All the American long jumpers, high jumpers, strength event people, are enormously reduced by the enrolment of very athletic, very powerful athletes into American football, and to some extent also into basketball.

The other thing that you could do to try to counter this is that you have got to encourage some people to change events. So, if you have lots of 400 metre runners, all thinking that they are going to get the last spot to make the team at 400 metres, some of them need to be encouraged, well beforehand, to think about competing at 800 metres.

More radical, you might try to encourage people to change sports, or to join a different sort of sport. And, the sort of sport that you might join, and the factor that you might think about, is something like triathlon. See, the triathlon is massively biased, and so a certain sort of sportsperson should consider seriously whether they should take up the triathlon, and certain other sorts of sportsman should perhaps consider whether they should give it up.

Here are the results from the last Olympics. If you are not familiar with the triathlon, it is a sequence of three events: so you first of all swim, and you then cycle, and you then run. You have a transition, so you come out of the water, you put your cycle shoes on, and you get on your bike, with your horrible little withered toes from swimming 800 metres in the sea, and you then ride for an hour or so, and then you jump off your bike and you run 10,000 metres.

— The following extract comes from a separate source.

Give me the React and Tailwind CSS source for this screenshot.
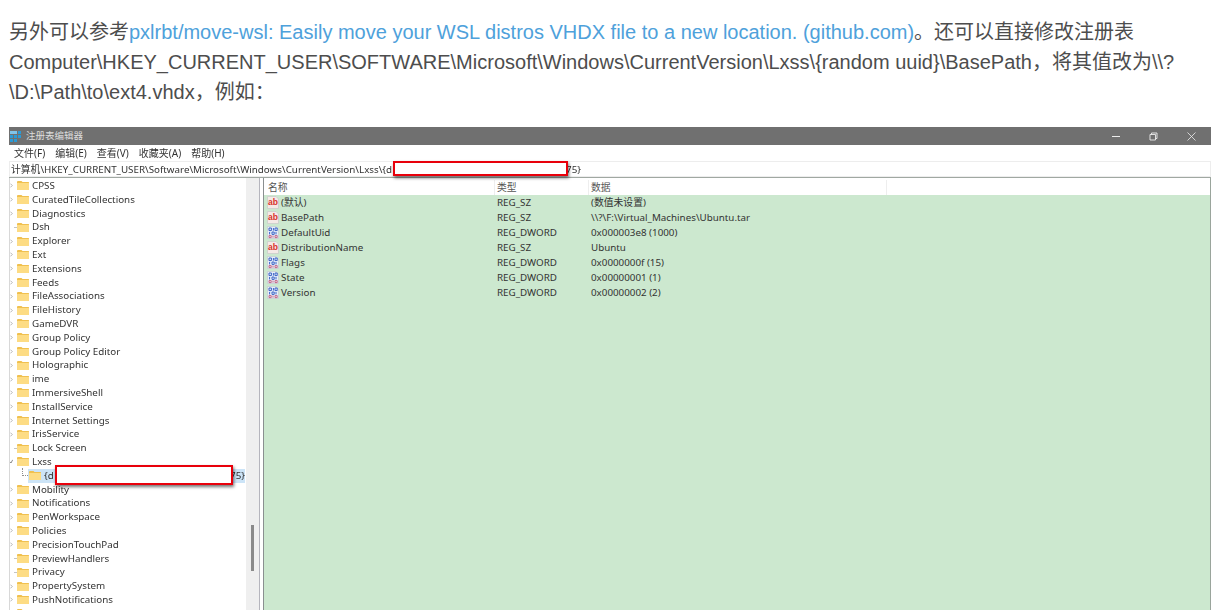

So, the times are just added up.

The distances that are spent on each of these sections are an historical accident. The event derives from something called the Iron Man event, which was first competed for in Hawaii I think, back in the early 1970s. It was the brain-child of the San Diego Track Club. Although that event involved much, much longer swims and runs and cycle rides, the proportion of time spent on the run, the ride, and the swim have remained the same, and even in shorter, sort of mini-triathlons, the same proportion is adopted.